The NFL has likely been turned down by someone of her stature in the past, but to say the show is not about music? Ouch! Maybe that is why the league decided it needed to set the world straight—as far as they were concerned—with a statement of its own (CNN):

“The NFL and Pepsi are big fans of Adele. We have had conversations with several artists about the Pepsi Super Bowl Halftime Show. However, we have not at this point extended a formal offer to Adele or anyone else. We are focused on putting together a fantastic show for Houston, and we look forward to revealing that in good time.”

It would be easy to accuse the NFL of lying (because Adele would not lie to us), but they probably aren’t. A formal offer probably wasn’t made—because she rejected the informal one.

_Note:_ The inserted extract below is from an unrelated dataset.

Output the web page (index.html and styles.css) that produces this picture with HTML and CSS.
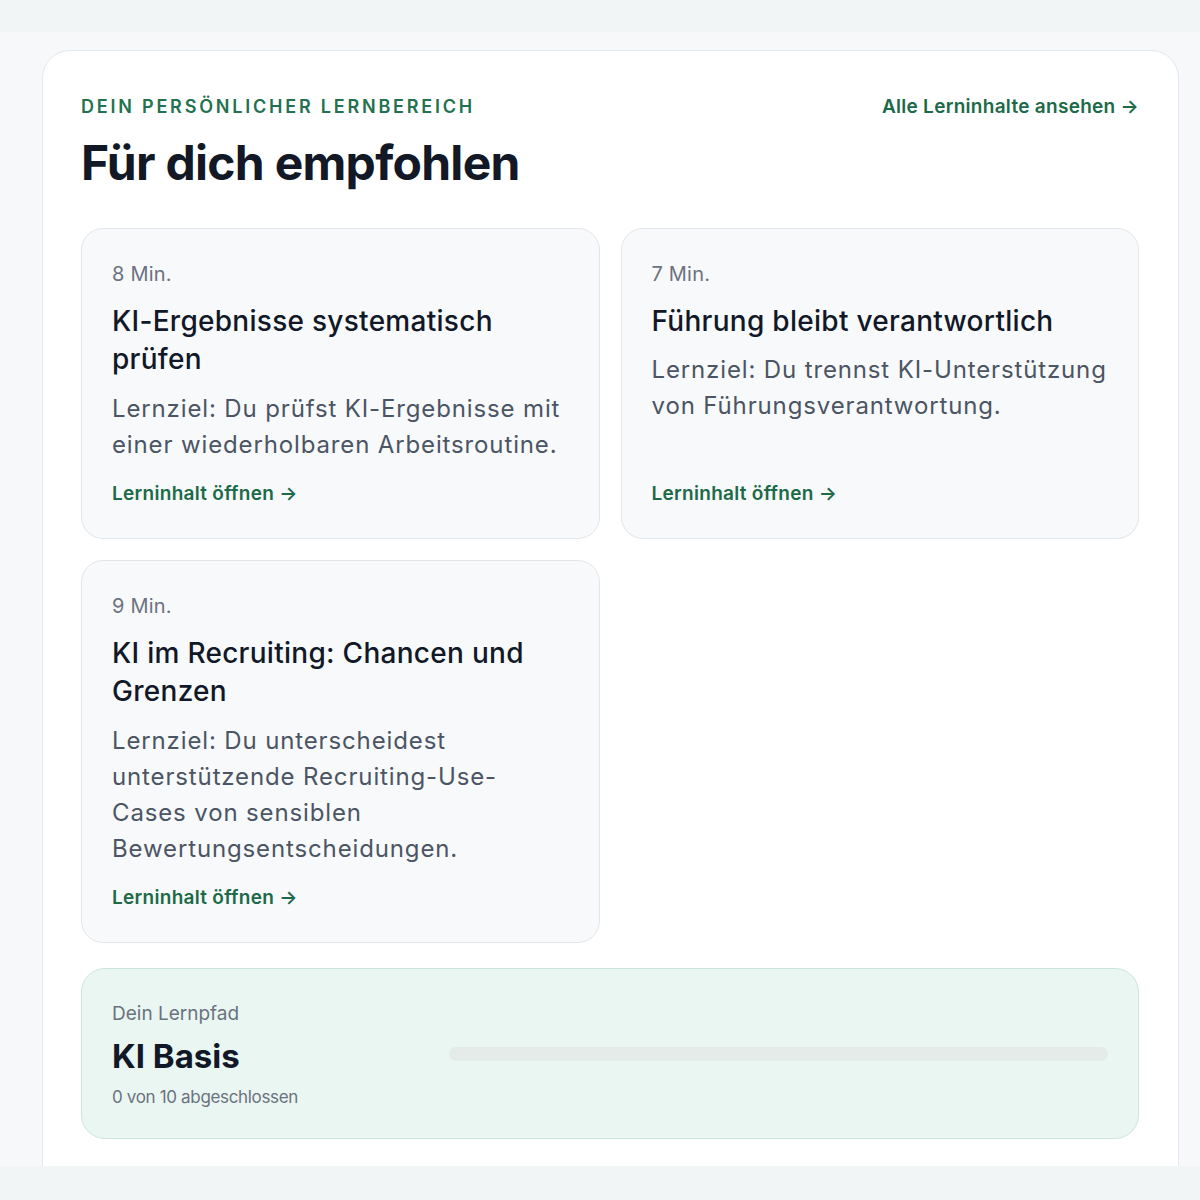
FILE: index.html
```html
<!DOCTYPE html>
<html lang="de">
<head>
<meta charset="utf-8">
<title>Für dich empfohlen</title>
<link rel="stylesheet" href="styles.css">
</head>
<body>
<div class="topbar"></div>
<main class="main">
  <section class="panel">
    <header class="panel-head">
      <div class="head-text">
        <p class="eyebrow">Dein persönlicher Lernbereich</p>
        <h1 class="title">Für dich empfohlen</h1>
      </div>
      <a class="link link-all" href="#">Alle Lerninhalte ansehen →</a>
    </header>

    <div class="cards">
      <article class="card">
        <p class="card-meta">8 Min.</p>
        <h2 class="card-title">KI-Ergebnisse systematisch prüfen</h2>
        <p class="card-desc">Lernziel: Du prüfst KI-Ergebnisse mit einer wiederholbaren Arbeitsroutine.</p>
        <a class="link card-link" href="#">Lerninhalt öffnen →</a>
      </article>
      <article class="card">
        <p class="card-meta">7 Min.</p>
        <h2 class="card-title">Führung bleibt verantwortlich</h2>
        <p class="card-desc">Lernziel: Du trennst KI-Unterstützung von Führungsverantwortung.</p>
        <a class="link card-link" href="#">Lerninhalt öffnen →</a>
      </article>
      <article class="card">
        <p class="card-meta">9 Min.</p>
        <h2 class="card-title">KI im Recruiting: Chancen und Grenzen</h2>
        <p class="card-desc">Lernziel: Du unterscheidest unterstützende Recruiting-Use-Cases von sensiblen Bewertungsentscheidungen.</p>
        <a class="link card-link" href="#">Lerninhalt öffnen →</a>
      </article>
    </div>

    <div class="path">
      <div class="path-text">
        <p class="path-label">Dein Lernpfad</p>
        <h3 class="path-name">KI Basis</h3>
        <p class="path-count">0 von 10 abgeschlossen</p>
      </div>
      <div class="progress"><div class="progress-fill" style="width:0%"></div></div>
    </div>
  </section>
</main>
<div class="bottombar"></div>
</body>
</html>
```
FILE: styles.css
```css
* { box-sizing: border-box; }

html, body {
  margin: 0;
  padding: 0;
}

body {
  background: #f2f5f6;
  font-family: Inter, "Noto Sans", "Liberation Sans", sans-serif;
  color: #111827;
}

.topbar {
  height: 32px;
  background: #f2f5f6;
}

.main {
  height: 1134px;
  overflow: hidden;
  background: #f6f8f9;
  padding: 18px 21px 0 42px;
}

.panel {
  background: #ffffff;
  border: 1px solid #e4e7eb;
  border-radius: 28px;
  padding: 46px 39px 40px 38px;
  min-height: 1200px;
}

.panel-head {
  display: flex;
  justify-content: space-between;
  align-items: flex-start;
}

.eyebrow {
  margin: 0;
  font-size: 18px;
  line-height: 20px;
  font-weight: 600;
  letter-spacing: 0.155em;
  text-transform: uppercase;
  color: #237150;
}

.title {
  margin: 17px 0 0;
  font-size: 48px;
  line-height: 57.6px;
  font-weight: 700;
  letter-spacing: -0.015em;
  color: #121826;
}

.link {
  color: #1c6a47;
  font-weight: 600;
  font-size: 19px;
  line-height: 20px;
  letter-spacing: 0.015em;
  text-decoration: none;
}

.cards {
  margin-top: 36px;
  display: grid;
  grid-template-columns: 1fr 1fr;
  gap: 21px 21px;
}

.card {
  display: flex;
  flex-direction: column;
  align-items: flex-start;
  background: #f8f9fb;
  border: 1px solid #e2e5ea;
  border-radius: 22px;
  padding: 32px 30px 31px;
}

.card-meta {
  margin: 0;
  font-size: 20px;
  line-height: 27px;
  letter-spacing: 0.01em;
  color: #6b7280;
}

.card-title {
  margin: 14px 0 0;
  font-size: 28px;
  line-height: 38.5px;
  font-weight: 500;
  letter-spacing: 0.01em;
  color: #111827;
}

.card-desc {
  margin: 12px 0 0;
  font-size: 24px;
  line-height: 36px;
  letter-spacing: 0.036em;
  color: #4b5563;
}

.card-link {
  margin-top: auto;
  padding-top: 17px;
  line-height: 27px;
}

.path {
  margin-top: 25px;
  display: grid;
  grid-template-columns: 1fr 2fr;
  gap: 8px;
  align-items: center;
  background: #eaf6f1;
  border: 1px solid #cde6da;
  border-radius: 24px;
  padding: 30px 30px 29px;
}

.path-label {
  margin: 0;
  font-size: 19px;
  line-height: 30px;
  color: #6b7280;
}

.path-name {
  margin: 7px 0 0;
  font-size: 33px;
  line-height: 40px;
  font-weight: 700;
  color: #111827;
}

.path-count {
  margin: 9px 0 0;
  font-size: 17px;
  line-height: 24px;
  letter-spacing: -0.02em;
  color: #6b7280;
}

.progress {
  height: 14px;
  border-radius: 999px;
  background: #e4ebe8;
  overflow: hidden;
}

.progress-fill {
  height: 100%;
  background: #1f6b4b;
}

.bottombar {
  height: 34px;
  background: #f2f5f6;
}
```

What we likely have here is an instance where both parties are telling the truth. But it is hard not to wonder why the NFL and Pepsi felt the need to release a statement to refute a comment Adele made during a concert. It doesn’t look good when a major star says what she did, but so what? Does the league think it’s saving face?

Hasn’t someone in the NFL PR office figured out by now that whenever the league denies anything we already assume the opposite is true?

In the end, it doesn’t matter. People will tune in to see the train wreck that is the half-time show or marvel at the awesomeness that is the half-time show regardless of who the NFL schedules as the musical act(s).